I hope you run of bad luck with Kindles is over and your next will be yours for as long as you want.


----------



## Kathy (Nov 5, 2008)

Wow! You really have had bad luck. I'm going to go tell my Kindle how much I love her. Good luck with the next one.


----------



## pomlover2586 (Feb 14, 2009)

Wow......I think I'd be demanding a K2 already!


----------



## Betsy the Quilter (Oct 27, 2008)

That's soo terrible!  I hope the next one's the charm.

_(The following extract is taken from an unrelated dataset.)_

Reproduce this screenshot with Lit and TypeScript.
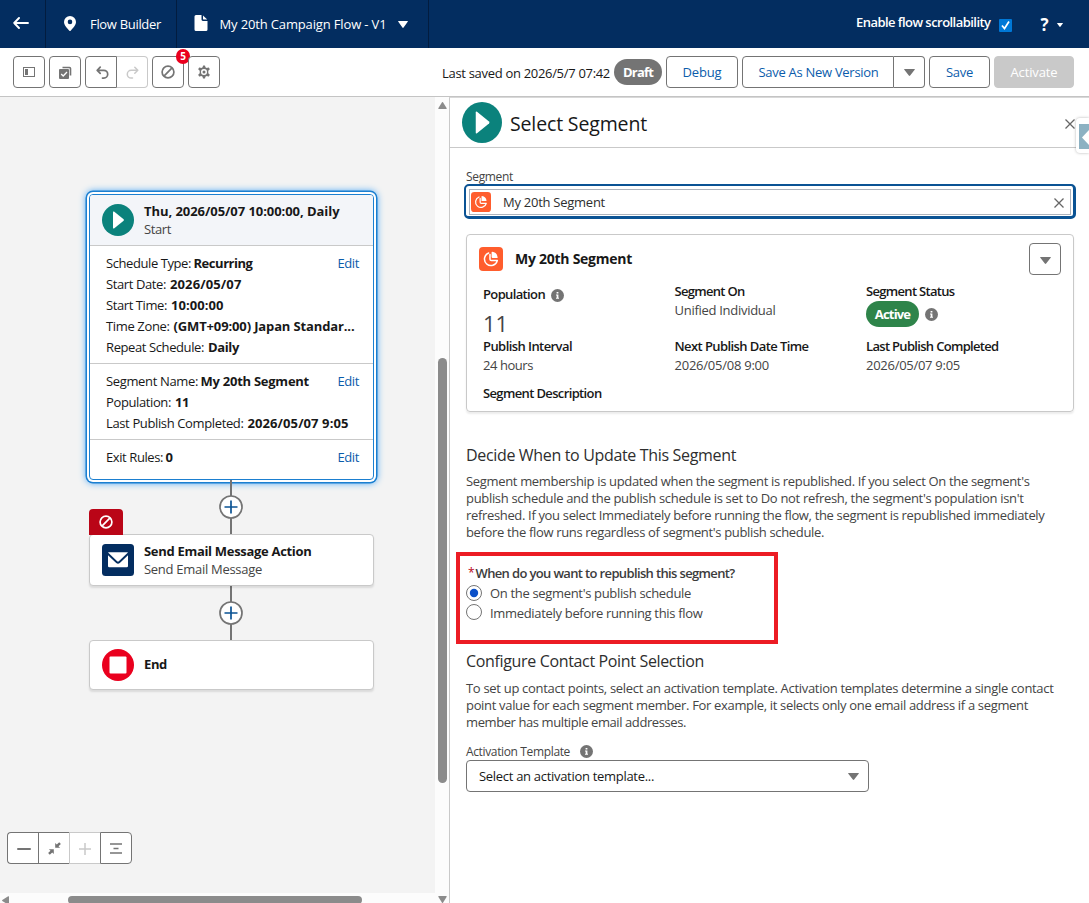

And just so you know, some people have had to have K2s replaced too....there's no guarantee that getting a K2 would be an improvement!

Keep us posted.

Betsy


----------



## Linda Cannon-Mott (Oct 28, 2008)

Hoping your next one is perfect!


----------



## crebel (Jan 15, 2009)

Hope everything works perfectly with #5!  I am glad you have been able to use it enough to want to keep replacing rather than telling Amazon to forget it and send you a refund.  I would be a basket case without mine for any length of time.


----------



## Tippy (Dec 8, 2008)

Am sorry to hear about your Kindle troubles.  But I am thinking that this will be the last problem and you will be able to happily Kindle for many moons to come.


----------



## BruceS (Feb 7, 2009)

Even if Kindle #5 is the charm and seems to be working correctly, make sure to try to download all the books you have purchased and try each of them.

From what I have read in other threads, Amazon will currently allow a download to a maximum of six different kindles for any of the books in your account and some of the publishers can set the maximum downloads to less than six.

I believe it was luvmy4brats who has had to replace enough of her kindles that she ran into this problem. You might want to check with her how she got it resolved.


----------